Стало общим местом считать брак на крестьянке своего рода доказательством «демократизма». Но разумный человек как раз не посоветовал бы «русскому европейцу» жениться даже на самой милой крестьянке — и вовсе не из–за каких–то предрассудков. Это как у Н. Гусевой:

«— С женщиной из другой касты я бы, вероятно, не ужился.

— Да почему же, почему? Чем члены вашей касты лучше или хуже другой?

— Да нет, не лучше и не хуже, конечно, но… видите ли… дело в том, что вся атмосфера другая. Не та, к которой я привык с детства».

Вот в чем главное. Этим все сказано. В одной касте принято то, в другой — это. Человек другой касты вырос, не зная… сотен мелочей, которые создают «атмосферу» моей касты. Её нельзя подделать, она становится органической частью жизни каждого человека»

[64, С. 28—29].

Во всех различиях «европейцев» и «туземцев», за два–три поколения достигших уровня различий между кастами, много от различий между богатыми и бедными, владетельными и подчиненными, образованными и необразованными. Но не только…

Скажем, в XVII—XVIII веках французские, потом и немецкие ученые начинают изучать народные легенды, сказки, обычаи, представления. Они собрали огромный пласт народного фольклора, бытовавшего в среде людей, которые были менее образованны, менее богаты и больше времени проводили в полях, лугах и лесах. У них тоже будет прорываться порой просветительский раж, но вот чего им и в голову не придет, так это что перед ними — люди другого народа или выходцы из другой эпохи. Ни сборщики улиток в Южной Франции, ни сборщики хвороста в Северной, ни пастухи и дровосеки Германии не вызывают подозрений, что они в чем–то главном больше похожи на народы колоний, чем на городских французов и немцев.

В России сталкиваются, конечно, люди разных культурно–исторических эпох. «Русские европейцы» порождены петровскими реформами, они — дети петербургского периода нашей истории. В среде «русских туземцев» продолжает жить (вероятно, и как–то развиваться) культура более раннего, московского периода. Во многих произведениях русской классики (у Майкова, у Сумарокова, у Лажечникова) упоминается такая одежда, которая после Петра совершенно исчезла в дворянской или чиновничьей среде. До Петра сарафан, кафтан, шапка, однорядка или ферязь — обычная одежда всех слоев общества. Теперь же в них одеваются только «туземцы»; «русские европейцы» не знают таких деталей туалета.

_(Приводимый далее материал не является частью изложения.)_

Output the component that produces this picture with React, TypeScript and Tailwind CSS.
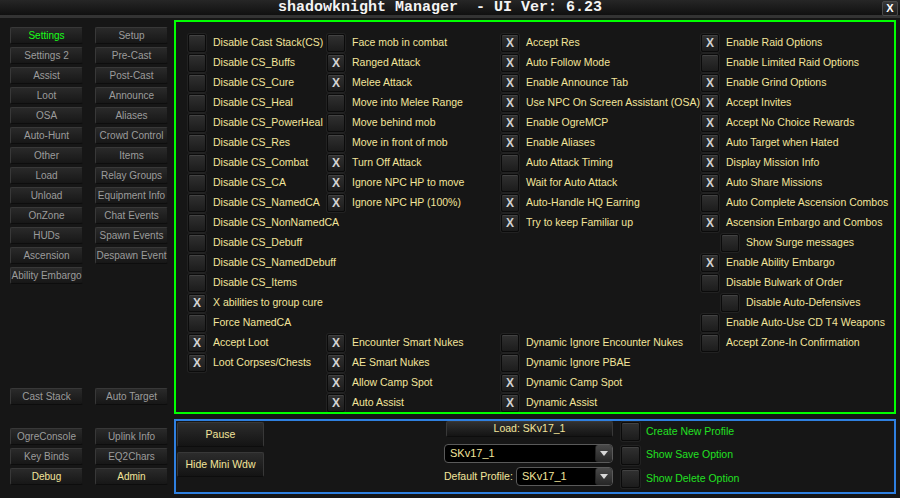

Но даже и понимание того, что это — люди разных эпох, не всегда достаточно для понимания происходящего. Тут еще более глубокие, еще более основательные различия.

В первой половине XIX века русские ученые тоже начнут собирать фольклор, в точности как французы и немцы, но очень быстро осознают, — они имеют дело не «просто» с простонародьем, с сельскими низами своего собственного народа, а с какими–то совсем другими русскими! У которых не просто меньше вещей, которые больше времени проводят в природе и которые менее образованны, а людей, у которых… у которых… ну да, в строе жизни и в поведении, в мышлении которых вся атмосфера совсем другая.

Конечно же, это чистой воды эксцессы, события 1812 года, когда казаки или ополченцы обстреливали офицерские разъезды. Когда русские солдаты, затаившись в кустах у дороги, вполне мотивированно вели огонь по людям в незнакомых мундирах, которые беседовали между собой по–французски.

Конечно же, это крайность, осуждавшаяся и в самой дворянской среде. Но ведь Л.Н. Толстой называет «воспитанной эмигранткой–француженкой» именно национальную Наташу Ростову, уж никак не позабывшую родной язык, а не патологического дурака Ипполита, не способного рассказать по–русски простенький анекдот. Случайно ли? Ведь можно понимать каждое слово, даже любить звуки русского языка, самому свободно говорить, думать, писать, читать и сочинять стихи по–русски, но какое это имеет значение, если сам строй мыслей «русских туземцев», сам способ мышления, если стоящие за их словами бытовые и общественные реалии ему мало понятны?

Так европеец может понимать слова японца, индуса, африканца — в конце концов, нет языка, который невозможно выучить, — но что проку понимать слова, если «непонятен сам строй их мыслей» [65. С. 8].

Славянофильство и возникнет как реакция на понимание того, что «русские туземцы» — это иностранцы для «русских европейцев», и наоборот. К.С. Аксаков, А.С. Хомяков, И.В. и П.В. Киреевские, другие, менее известные люди делают то же самое, что делал Шарль Перро во Франции XVII века, что делали братья Гримм в Германии и Г.Х. Андерсен в Дании. Но европейцы не обнаружат в своем простонародье людей другой цивилизации, а славянофилы — обнаружат. Можно соглашаться, можно не соглашаться с их идеологией — дело хозяйское, но славянофилы по крайней мере осознали и поставили проблему. Для людей «своего круга» решение прозвучало как «вернуться в Россию!», «стать русскими!». При всей наивности этого клича в нем трудно не увидеть положительных сторон.